### Short problem
Reproduce nothing but the lines from the start of the material through the line that includes "shrink-0 border-r border-b", both ends included, and omit every picture.

### Source data
○ ○ ○ ○ ○ ○ ○

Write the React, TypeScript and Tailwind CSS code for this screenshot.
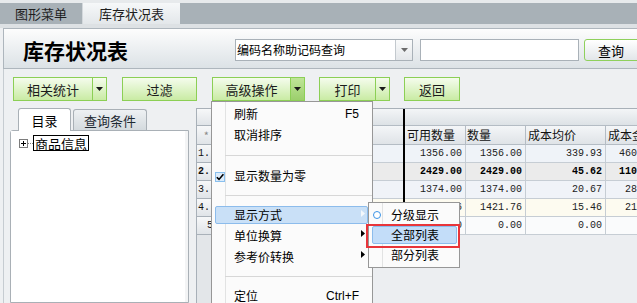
import React from "react";

const cjk = "font-['Noto_Sans_CJK_SC','Noto_Sans',sans-serif]";
const mono = "font-['Liberation_Mono','DejaVu_Sans_Mono',monospace]";

function DownArrow({ color = "#1a1a1a" }: { color?: string }) {
  return (
    <svg width="7" height="4" viewBox="0 0 7 4">
      <path d="M0 0H7L3.5 4Z" fill={color} />
    </svg>
  );
}

function RightArrow({ color = "#000" }: { color?: string }) {
  return (
    <svg width="4" height="7" viewBox="0 0 4 7">
      <path d="M0 0L4 3.5L0 7Z" fill={color} />
    </svg>
  );
}

function ToolButton({
  label,
  width,
  arrow,
  pressed,
}: {
  label: string;
  width: string;
  arrow?: boolean;
  pressed?: boolean;
}) {
  return (
    <div
      className={`flex h-[24px] shrink-0 ${width} border border-[#8ccf55] bg-linear-to-b from-[#f5fced] to-[#c9eba3] text-[13px] leading-none text-[#1b1b1b]`}
    >
      <div className="flex flex-1 items-center justify-center">{label}</div>
      {arrow && (
        <div
          className={`flex w-[14px] items-center justify-center border-l border-[#8ccf55] ${
            pressed ? "bg-linear-to-b from-[#bfe598] to-[#9ccf6c]" : ""
          }`}
        >
          <DownArrow />
        </div>
      )}
    </div>
  );
}

type Row = { bg: string; n: string; pad: string; v: string[]; bold?: boolean };

const rows: Row[] = [
  { bg: "bg-[#eff3f8]", n: "1.", pad: "pl-[1px]", v: ["1356.00", "1356.00", "339.93", "460945.08"] },
  { bg: "bg-[#ebebeb]", n: "2.", pad: "pl-[1px]", v: ["2429.00", "2429.00", "45.62", "110810.98"], bold: true },
  { bg: "bg-[#f0f3f8]", n: "3.", pad: "pl-[1px]", v: ["1374.00", "1374.00", "20.67", "28400.58"] },
  { bg: "bg-[#fdfbf0]", n: "4.", pad: "pl-[1px]", v: ["1421.76", "1421.76", "15.46", "21980.41"] },
  { bg: "bg-[#fafbfc]", n: "5", pad: "pl-[10px]", v: ["0.00", "0.00", "0.00", "0.00"] },
];

const rnCell =
  "w-[15px] shrink-0 border-r border-b border-[#a9b1b9] bg-linear-to-b from-[#f7f8f9] to-[#e0e4e8]";

function Grid() {
  return (
    <div className="ml-[7px] flex min-w-0 flex-1 flex-col overflow-hidden border-l border-t border-[#a8b0b8] bg-[#eceef1]">
      {/* group header */}
      <div className="flex h-[17px] shrink-0">
        <div className={rnCell} />
        <div className="w-[191px] shrink-0 border-b border-[#b4bcc4] bg-linear-to-b from-[#f3f5f7] to-[#dde2e6]" />
        <div className="w-[2px] shrink-0 bg-black" />
        <div className="w-[400px] shrink-0 border-b border-[#b4bcc4] bg-linear-to-b from-[#f3f5f7] to-[#dde2e6]" />
      </div>
      {/* column header */}
      <div className="flex h-[19px] shrink-0 text-[12px] leading-none text-[#111]">
        <div className={`${rnCell} flex items-center justify-end pr-[2px] text-[11px] text-[#8a8a8a]`}>*</div>
        <div className="w-[191px] shrink-0 border-b border-[#b4bcc4] bg-linear-to-b from-[#f4f6f8] to-[#dfe3e7]" />
        <div className="w-[2px] shrink-0 bg-black" />
        <div className="flex w-[61px] shrink-0 items-center border-r border-b border-[#b4bcc4] bg-linear-to-b from-[#f4f6f8] to-[#dfe3e7] pl-[2px]">
          可用数量
        </div>
        <div className="flex w-[60px] shrink-0 items-center border-r border-b border-[#b4bcc4] bg-linear-to-b from-[#f4f6f8] to-[#dfe3e7] pl-[1px]">
          数量
        </div>
        <div className="flex w-[80px] shrink-0 items-center border-r border-b border-[#b4bcc4] bg-linear-to-b from-[#f4f6f8] to-[#dfe3e7] pl-[2px]">
          成本均价
        </div>
        <div className="flex w-[70px] shrink-0 items-center border-b border-[#b4bcc4] bg-linear-to-b from-[#f4f6f8] to-[#dfe3e7] pl-[2px]">
          成本金额
        </div>
      </div>
      {rows.map((r) => (
        <div
          key={r.n}
          className={`flex h-[18px] shrink-0 ${mono} text-[10px] leading-none ${
            r.bold ? "font-bold text-black" : "text-[#222]"
          }`}
        >
          <div className={`${rnCell} flex items-center ${r.pad} text-[#111]`}>{r.n}</div>
          <div className={`w-[191px] shrink-0 border-b border-[#c6cdd4] ${r.bg}`} />
          <div className="w-[2px] shrink-0 bg-black" />
          <div className={`flex w-[61px] shrink-0 items-center justify-end border-r border-b border-[#c6cdd4] pr-[3px] ${r.bg}`}>
            {r.v[0]}
          </div>
          <div className={`flex w-[60px] shrink-0 items-center justify-end border-r border-b border-[#c6cdd4] pr-[3px] ${r.bg}`}>
            {r.v[1]}
          </div>
          <div className={`flex w-[80px] shrink-0 items-center justify-end border-r border-b border-[#c6cdd4] pr-[3px] ${r.bg}`}>
            {r.v[2]}
          </div>
          <div className={`flex w-[70px] shrink-0 items-center justify-end border-b border-[#c6cdd4] pr-[3px] ${r.bg}`}>
            {r.v[3]}
          </div>
        </div>
      ))}
      <div className="flex flex-1">
        <div className="w-[15px] shrink-0 border-r border-[#b4bcc4] bg-[#e3e6e9]" />
      </div>
    </div>
  );
}

function LeftPanel() {
  return (
    <div className="ml-[6px] flex w-[179px] shrink-0 flex-col">
      <div className="flex h-[22px] shrink-0 items-end pl-[8px] text-[13px] leading-none">
        <div className="relative z-10 -mb-px flex h-[23px] w-[53px] items-center justify-center rounded-t-[3px] border border-b-0 border-[#a9b0b6] bg-white">
          目录
        </div>
        <div className="ml-[2px] flex h-[21px] w-[74px] items-center justify-center rounded-t-[3px] border border-b-0 border-[#a9b0b6] bg-linear-to-b from-[#eef1f3] to-[#d4dade] text-[#1e2a33]">
          查询条件
        </div>
      </div>
      <div className="flex flex-1 rounded-tl-[3px] border border-[#a9b0b6] bg-[#f3f4f5] pr-[3px]">
        <div className="flex-1 bg-white pl-[8px] pt-[4px]">
          <div className="flex h-[16px] items-center">
            <svg width="9" height="9" viewBox="0 0 9 9">
              <rect x="0.5" y="0.5" width="8" height="8" fill="#fff" stroke="#7c7c7c" />
              <path d="M2 4.5H7M4.5 2V7" stroke="#000" />
            </svg>
            <div className="w-[5px] border-t border-dotted border-[#808080]" />
            <div className="flex h-[16px] items-center border border-black px-[1px] text-[13px] leading-none">
              商品信息
            </div>
          </div>
        </div>
      </div>
    </div>
  );
}

function MenuItem({
  h,
  label,
  shortcut,
  arrow,
  active,
  check,
}: {
  h: string;
  label: string;
  shortcut?: string;
  arrow?: boolean;
  active?: boolean;
  check?: boolean;
}) {
  return (
    <div className={`relative flex ${h} items-center pl-[22px]`}>
      {active && (
        <div className="absolute left-[3px] right-[4px] top-[1px] bottom-[1px] rounded-[2px] border border-[#8cbcec] bg-[#c9e0f7]" />
      )}
      {check && (
        <svg className="absolute left-[3px] top-[6px]" width="10" height="10" viewBox="0 0 10 10">
          <rect x="0.5" y="0.5" width="9" height="9" fill="#dcecfb" stroke="#8ac0ee" />
          <path d="M1.8 5.2L4 7.4L8.4 2.2" fill="none" stroke="#000" strokeWidth="1.6" />
        </svg>
      )}
      <span className="relative">{label}</span>
      {shortcut && <span className="absolute right-[13px] font-['Liberation_Sans',sans-serif]">{shortcut}</span>}
      {arrow && (
        <span className="absolute right-[7px] top-[5px] flex">
          <RightArrow color={active ? "#f4f8fc" : "#000"} />
        </span>
      )}
    </div>
  );
}

function Separator({ h, top }: { h: string; top: string }) {
  return (
    <div className={`relative ${h}`}>
      <div className={`absolute left-[13px] right-0 ${top} h-px bg-[#d7d7d7]`} />
    </div>
  );
}

function Menu() {
  return (
    <div className="absolute left-[211px] top-[101px] h-[212px] w-[162px] border border-[#979797] bg-[#fbfbfb] text-[12px] leading-none text-black">
      <div className="absolute left-[13px] top-0 bottom-0 w-px bg-[#e2e3e3]" />
      <div className="pt-[2px]">
        <MenuItem h="h-[20px]" label="刷新" shortcut="F5" />
        <MenuItem h="h-[21px]" label="取消排序" />
        <Separator h="h-[21px]" top="top-[10px]" />
        <MenuItem h="h-[20px]" label="显示数量为零" check />
        <Separator h="h-[19px]" top="top-[9px]" />
        <MenuItem h="h-[20px]" label="显示方式" arrow active />
        <MenuItem h="h-[21px]" label="单位换算" arrow />
        <MenuItem h="h-[21px]" label="参考价转换" arrow />
        <Separator h="h-[19px]" top="top-[9px]" />
        <MenuItem h="h-[20px]" label="定位" shortcut="Ctrl+F" />
      </div>
    </div>
  );
}

function SubMenu() {
  return (
    <div className="absolute left-[368px] top-[202px] h-[66px] w-[92px] border border-[#979797] bg-[#fbfbfb] pt-[2px] text-[12px] leading-none text-black">
      <div className="absolute left-[13px] top-0 bottom-0 w-px bg-[#e2e3e3]" />
      <div className="relative flex h-[20px] items-center pl-[22px]">
        <div className="absolute left-[4px] top-[6px] h-[8px] w-[8px] rounded-full border border-[#3b93e6] bg-white" />
        <span>分级显示</span>
      </div>
      <div className="relative flex h-[20px] items-center pl-[22px]">
        <div className="absolute left-[3px] right-[2px] top-[1px] bottom-[1px] rounded-[2px] border border-[#8cbcec] bg-[#c3ddf9]" />
        <span className="relative">全部列表</span>
      </div>
      <div className="relative flex h-[20px] items-center pl-[22px]">
        <span>部分列表</span>
      </div>
    </div>
  );
}

export default function App() {
  return (
    <div className={`relative flex h-[303px] w-[637px] flex-col overflow-hidden bg-[#eef0f2] ${cjk} text-black`}>
      {/* window tabs */}
      <div className="shrink-0 bg-[#e7eaec] pt-[3px]">
        <div className="flex h-[21px] bg-[#a8b1b7] text-[13px] leading-none text-[#1e1e1e]">
          <div className="flex w-[83px] items-center justify-center border-r border-[#d3d8dc]">图形菜单</div>
          <div className="flex w-[97px] items-center justify-center bg-linear-to-b from-[#f6f8f9] to-[#e3e7ea]">
            库存状况表
          </div>
        </div>
      </div>
      <div className="h-[4px] shrink-0 bg-[#dde1e4]" />

      {/* header */}
      <div className="ml-[3px] flex h-[41px] shrink-0 items-center border-y border-l border-[#aeb6bd] bg-linear-to-b from-[#fdfdfd] to-[#dce2e6] pt-[3px]">
        <div className="w-[231px] shrink-0 pl-[19px] text-[21px] font-bold leading-none">库存状况表</div>
        <div className="flex h-[22px] w-[178px] shrink-0 border border-[#a9b1b8] bg-white">
          <div className="flex flex-1 items-center pl-[1px] text-[12px] leading-none">编码名称助记码查询</div>
          <div className="flex w-[17px] items-center justify-center border-l border-[#c3c9ce] bg-linear-to-b from-[#fafbfb] to-[#e4e7ea]">
            <DownArrow color="#6b6b6b" />
          </div>
        </div>
        <div className="ml-[7px] h-[22px] w-[159px] shrink-0 border border-[#a9b1b8] bg-white" />
        <div className="ml-[5px] flex h-[22px] w-[62px] shrink-0 items-center rounded-[3px] border border-[#8fd05c] bg-linear-to-b from-[#ffffff] to-[#e2e6e9] pl-[13px] text-[13px] leading-none">
          查询
        </div>
      </div>

      {/* body */}
      <div className="ml-[3px] flex min-h-0 flex-1 flex-col border-l border-[#c6ccd1]">
        <div className="flex shrink-0 pl-[9px] pt-[8px]">
          <ToolButton label="相关统计" width="w-[94px]" arrow />
          <div className="ml-[15px]">
            <ToolButton label="过滤" width="w-[75px]" />
          </div>
          <div className="ml-[15px]">
            <ToolButton label="高级操作" width="w-[93px]" arrow pressed />
          </div>
          <div className="ml-[14px]">
            <ToolButton label="打印" width="w-[71px]" arrow />
          </div>
          <div className="ml-[14px]">
            <ToolButton label="返回" width="w-[56px]" />
          </div>
        </div>
        <div className="mt-[7px] flex min-h-0 flex-1">
          <LeftPanel />
          <Grid />
        </div>
      </div>

      <Menu />
      <SubMenu />
      <div className="absolute left-[366px] top-[224px] h-[24px] w-[94px] border-2 border-[#e8353a]" />
    </div>
  );
}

○ ○ ○ ○ ○ ○ ○

### Task result
Write the React, TypeScript and Tailwind CSS code for this screenshot.
import React from "react";

const cjk = "font-['Noto_Sans_CJK_SC','Noto_Sans',sans-serif]";
const mono = "font-['Liberation_Mono','DejaVu_Sans_Mono',monospace]";

function DownArrow({ color = "#1a1a1a" }: { color?: string }) {
  return (
    <svg width="7" height="4" viewBox="0 0 7 4">
      <path d="M0 0H7L3.5 4Z" fill={color} />
    </svg>
  );
}

function RightArrow({ color = "#000" }: { color?: string }) {
  return (
    <svg width="4" height="7" viewBox="0 0 4 7">
      <path d="M0 0L4 3.5L0 7Z" fill={color} />
    </svg>
  );
}

function ToolButton({
  label,
  width,
  arrow,
  pressed,
}: {
  label: string;
  width: string;
  arrow?: boolean;
  pressed?: boolean;
}) {
  return (
    <div
      className={`flex h-[24px] shrink-0 ${width} border border-[#8ccf55] bg-linear-to-b from-[#f5fced] to-[#c9eba3] text-[13px] leading-none text-[#1b1b1b]`}
    >
      <div className="flex flex-1 items-center justify-center">{label}</div>
      {arrow && (
        <div
          className={`flex w-[14px] items-center justify-center border-l border-[#8ccf55] ${
            pressed ? "bg-linear-to-b from-[#bfe598] to-[#9ccf6c]" : ""
          }`}
        >
          <DownArrow />
        </div>
      )}
    </div>
  );
}

type Row = { bg: string; n: string; pad: string; v: string[]; bold?: boolean };

const rows: Row[] = [
  { bg: "bg-[#eff3f8]", n: "1.", pad: "pl-[1px]", v: ["1356.00", "1356.00", "339.93", "460945.08"] },
  { bg: "bg-[#ebebeb]", n: "2.", pad: "pl-[1px]", v: ["2429.00", "2429.00", "45.62", "110810.98"], bold: true },
  { bg: "bg-[#f0f3f8]", n: "3.", pad: "pl-[1px]", v: ["1374.00", "1374.00", "20.67", "28400.58"] },
  { bg: "bg-[#fdfbf0]", n: "4.", pad: "pl-[1px]", v: ["1421.76", "1421.76", "15.46", "21980.41"] },
  { bg: "bg-[#fafbfc]", n: "5", pad: "pl-[10px]", v: ["0.00", "0.00", "0.00", "0.00"] },
];

const rnCell =
  "w-[15px] shrink-0 border-r border-b border-[#a9b1b9] bg-linear-to-b from-[#f7f8f9] to-[#e0e4e8]";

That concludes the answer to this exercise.